権力の行使

Helier Cheung*1 “VP debate: Did gender play a role in the interruptions?” https://www.bbc.com/news/election-us-2020-54467093


副大統領候補同士のTV討論。マイク・ペンス*2によるカマラ・ハリスの発言への割り込みが話題になっている;


Wednesday night's*3 vice-presidential debate was widely seen as civil, but with few memorable moments.

Yet one exchange that resonated strongly with many viewers - especially women - was when Kamala Harris responded to Mike Pence interrupting her by smiling and saying: "Mr Vice-President, I'm speaking… If you don't mind letting me finish, then we can have a conversation."

In fact, Ms Harris responded to an interruption with the phrase "I'm speaking" on three occasions.

Many considered these to be poignant moments that chimed with their own experiences of seeing women struggling for air time, or being interrupted by men in work situations.

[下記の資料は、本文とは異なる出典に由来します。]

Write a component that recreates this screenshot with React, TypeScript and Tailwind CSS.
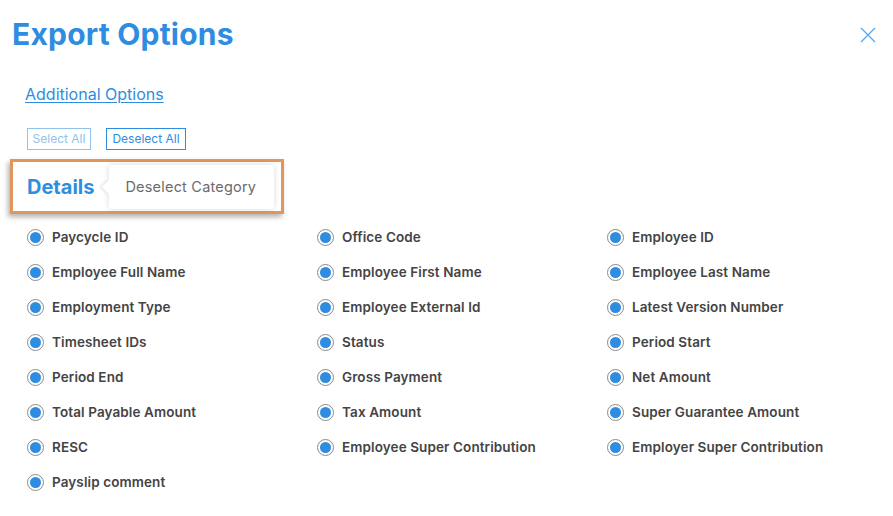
import React from 'react'

const fields = [
  'Paycycle ID',
  'Office Code',
  'Employee ID',
  'Employee Full Name',
  'Employee First Name',
  'Employee Last Name',
  'Employment Type',
  'Employee External Id',
  'Latest Version Number',
  'Timesheet IDs',
  'Status',
  'Period Start',
  'Period End',
  'Gross Payment',
  'Net Amount',
  'Total Payable Amount',
  'Tax Amount',
  'Super Guarantee Amount',
  'RESC',
  'Employee Super Contribution',
  'Employer Super Contribution',
  'Payslip comment',
]

const Radio = () => (
  <span className="flex h-[17px] w-[17px] shrink-0 items-center justify-center rounded-full border border-[#8a8a8a] bg-white">
    <span className="h-[11px] w-[11px] rounded-full bg-[#2e8de0]" />
  </span>
)

export default function App() {
  return (
    <div className="h-[516px] w-[893px] overflow-hidden bg-white font-['Inter',sans-serif]">
      <div className="flex items-start justify-between pl-[12px] pr-[17px] pt-[14px]">
        <h1 className="text-[30px] font-bold leading-[40px] tracking-[0.2px] text-[#2e8de0]">Export Options</h1>
        <svg className="mt-[13px] h-[16px] w-[16px]" viewBox="0 0 16 16" fill="none" stroke="#5aa9ec" strokeWidth="1.4">
          <path d="M1 1 L15 15 M15 1 L1 15" />
        </svg>
      </div>

      <div className="pl-[25px] pt-[28px]">
        <a className="text-[16px] leading-[20px] text-[#2e8de0] underline underline-offset-2">Additional Options</a>
      </div>

      <div className="flex gap-[15px] pl-[27px] pt-[22px]">
        <button className="h-[22px] w-[64px] border border-[#8fc3ee] text-[12px] text-[#8fc3ee]">Select All</button>
        <button className="h-[22px] w-[80px] border border-[#2e8de0] text-[12px] text-[#2e8de0]">Deselect All</button>
      </div>

      <div className="ml-[10px] mt-[9px] flex h-[55px] w-[274px] items-center border-[3px] border-[#e0965c] bg-white pl-[14px] shadow-[-2px_3px_5px_rgba(0,0,0,0.3)]">
        <span className="text-[20px] font-bold text-[#2e8de0]">Details</span>
        <div className="relative ml-[15px] flex h-[44px] w-[165px] items-center rounded-[3px] bg-white pl-[16px] shadow-[0_0_6px_rgba(0,0,0,0.15)]">
          <span className="absolute left-[-5px] top-[17px] h-[10px] w-[10px] rotate-45 bg-white shadow-[-2px_2px_3px_rgba(0,0,0,0.08)]" />
          <span className="relative text-[14.5px] tracking-[0.2px] text-[#6b6b6b]">Deselect Category</span>
        </div>
      </div>

      <div className="grid grid-cols-[290px_290px_290px] gap-y-[18px] pl-[27px] pt-[15px]">
        {fields.map((f) => (
          <label key={f} className="flex h-[17px] items-center gap-[8px]">
            <Radio />
            <span className="text-[13.5px] font-semibold tracking-[0.1px] text-[#444444]">{f}</span>
          </label>
        ))}
      </div>
    </div>
  )
}
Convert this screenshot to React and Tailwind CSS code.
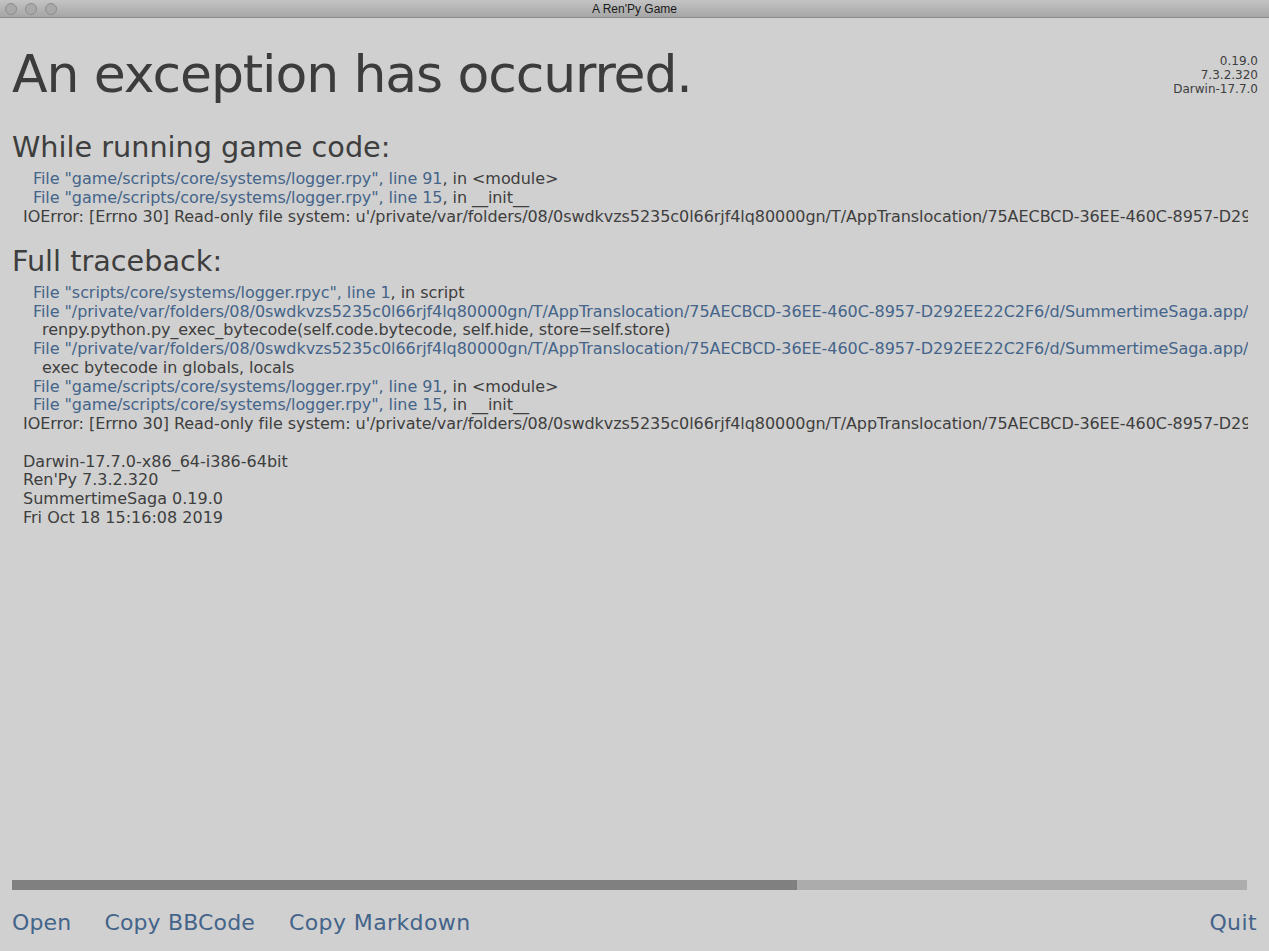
import React from "react";

const PATH =
  "/private/var/folders/08/0swdkvzs5235c0l66rjf4lq80000gn/T/AppTranslocation/75AECBCD-36EE-460C-8957-D292EE22C2F6/d/SummertimeSaga.app/Contents/Resources/autorun/renpy/ast.py";
const IOERR =
  "IOError: [Errno 30] Read-only file system: u'/private/var/folders/08/0swdkvzs5235c0l66rjf4lq80000gn/T/AppTranslocation/75AECBCD-36EE-460C-8957-D292EE22C2F6/d/log.txt'";

function FileLine({ file, line, where }) {
  return (
    <div className="pl-[21px] whitespace-pre">
      <span className="text-[#44648a]">
        File "{file}", line {line}
      </span>
      , in {where}
    </div>
  );
}

function Code({ children }) {
  return <div className="pl-[30px] whitespace-pre">{children}</div>;
}

function Err() {
  return <div className="pl-[11px] whitespace-pre">{IOERR}</div>;
}

export default function App() {
  return (
    <div
      className="w-[1269px] h-[951px] bg-[#d0d0d0] flex flex-col overflow-hidden text-[#3e3e3e]"
      style={{ fontFamily: '"DejaVu Sans", sans-serif' }}
    >
      {/* window chrome */}
      <div className="relative h-[18px] shrink-0 bg-gradient-to-b from-[#c4c4c4] to-[#a6a6a6] border-b border-[#8c8c8c] flex items-center">
        <div className="flex gap-[8px] pl-[5px]">
          <span className="w-[12px] h-[12px] rounded-full bg-[#a9a9a9] border border-[#8d8d8d]" />
          <span className="w-[12px] h-[12px] rounded-full bg-[#a9a9a9] border border-[#8d8d8d]" />
          <span className="w-[12px] h-[12px] rounded-full bg-[#a9a9a9] border border-[#8d8d8d]" />
        </div>
        <div
          className="absolute inset-0 flex items-center justify-center text-[12px] text-[#1a1a1a]"
          style={{ fontFamily: '"Liberation Sans", sans-serif' }}
        >
          A Ren'Py Game
        </div>
      </div>

      {/* content */}
      <div className="flex-1 flex flex-col px-[12px] pr-[21px] min-h-0">
        <div className="flex justify-between items-start">
          <h1 className="text-[52px] leading-[60px] mt-[26px] tracking-[-1.1px] text-[#3c3c3c]">An exception has occurred.</h1>
          <div className="text-[12px] leading-[14px] text-right mt-[36px] -mr-[10px]">
            <div>0.19.0</div>
            <div>7.3.2.320</div>
            <div>Darwin-17.7.0</div>
          </div>
        </div>

        <div className="overflow-hidden">
          <h2 className="text-[28.7px] leading-[34px] mt-[26px]">While running game code:</h2>
          <div className="text-[16px] leading-[19px] mt-[5px] tracking-[-0.06px]">
            <FileLine file="game/scripts/core/systems/logger.rpy" line="91" where="<module>" />
            <FileLine file="game/scripts/core/systems/logger.rpy" line="15" where="__init__" />
            <Err />
          </div>

          <h2 className="text-[28.7px] leading-[34px] mt-[18px]">Full traceback:</h2>
          <div className="text-[16px] leading-[18.7px] mt-[6px] tracking-[-0.06px]">
            <FileLine file="scripts/core/systems/logger.rpyc" line="1" where="script" />
            <div className="pl-[21px] whitespace-pre text-[#44648a]">File "{PATH}", line 1863, in execute</div>
            <Code>renpy.python.py_exec_bytecode(self.code.bytecode, self.hide, store=self.store)</Code>
            <div className="pl-[21px] whitespace-pre text-[#44648a]">File "{PATH.replace("ast.py", "python.py")}", line 2160, in py_exec_bytecode</div>
            <Code>exec bytecode in globals, locals</Code>
            <FileLine file="game/scripts/core/systems/logger.rpy" line="91" where="<module>" />
            <FileLine file="game/scripts/core/systems/logger.rpy" line="15" where="__init__" />
            <Err />
          </div>

          <div className="text-[16px] leading-[18.7px] mt-[19px] pl-[11px]">
            <div>Darwin-17.7.0-x86_64-i386-64bit</div>
            <div>Ren'Py 7.3.2.320</div>
            <div>SummertimeSaga 0.19.0</div>
            <div>Fri Oct 18 15:16:08 2019</div>
          </div>
        </div>

        <div className="flex-1" />

        {/* scrollbar */}
        <div className="h-[10px] shrink-0 bg-[#acacac] flex mr-[1px]">
          <div className="w-[785px] bg-[#808080]" />
        </div>

        {/* footer */}
        <div className="flex items-center shrink-0 text-[22px] text-[#44648a] h-[61px] pt-[4px] -mr-[10px] tracking-[0.15px]">
          <button className="mr-[33px]">Open</button>
          <button className="mr-[34px]">Copy BBCode</button>
          <button className="tracking-[0.4px]">Copy Markdown</button>
          <div className="flex-1" />
          <button className="tracking-[0.4px] mr-[1px]">Quit</button>
        </div>
      </div>
    </div>
  );
}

この後でHelier Cheung記者も様々な比較を試みているように、女性差別と直ちに決めつけることはできないが、会話における割り込みは権力の行使の一形態であり、割り込み行為が非難されないこと、是認されていることは、そこに権力関係が存在することを示している。また、割り込まれた者から見れば、割り込みに対して抗議することを阻まれたり、抗議を真面目に聞いてもらえなかったりする場合、彼/彼女は権力作用を被っていると言えるし、それが特定の属性に結びつけられた場合、差別されているということができる。そもそも公準的に、会話においては、誰でも自らの番(turn)を全うする権利を有している。その他の会話当事者が自らの番を始めるには、現在話している人の番を他人に譲るという意思表示(例えば英語の場合だと、付加疑問文で表される)、センテンスの終了などが必要となる。


江原由美子好井裕明山崎敬一「性差別のエスノメソドロジ――対面的コミュニケ-ション状況における権力装置」『現代社会学』(アカデミア出版会)18、pp.143-176、1984


この論文は、日本におけるエスノメソドロジーが学説紹介の段階からオリジナルな調査実践の段階に踏み込んだという意味で画期的なものだけど、一般読者向けのヴァージョンもあって、たしかそれは大修館書店の『月刊言語』に掲載された筈。また、何れかのヴァージョンが好井裕明、山田富秋『差別と排除のエスノメソドロジー*4に転載されていたんじゃないかな。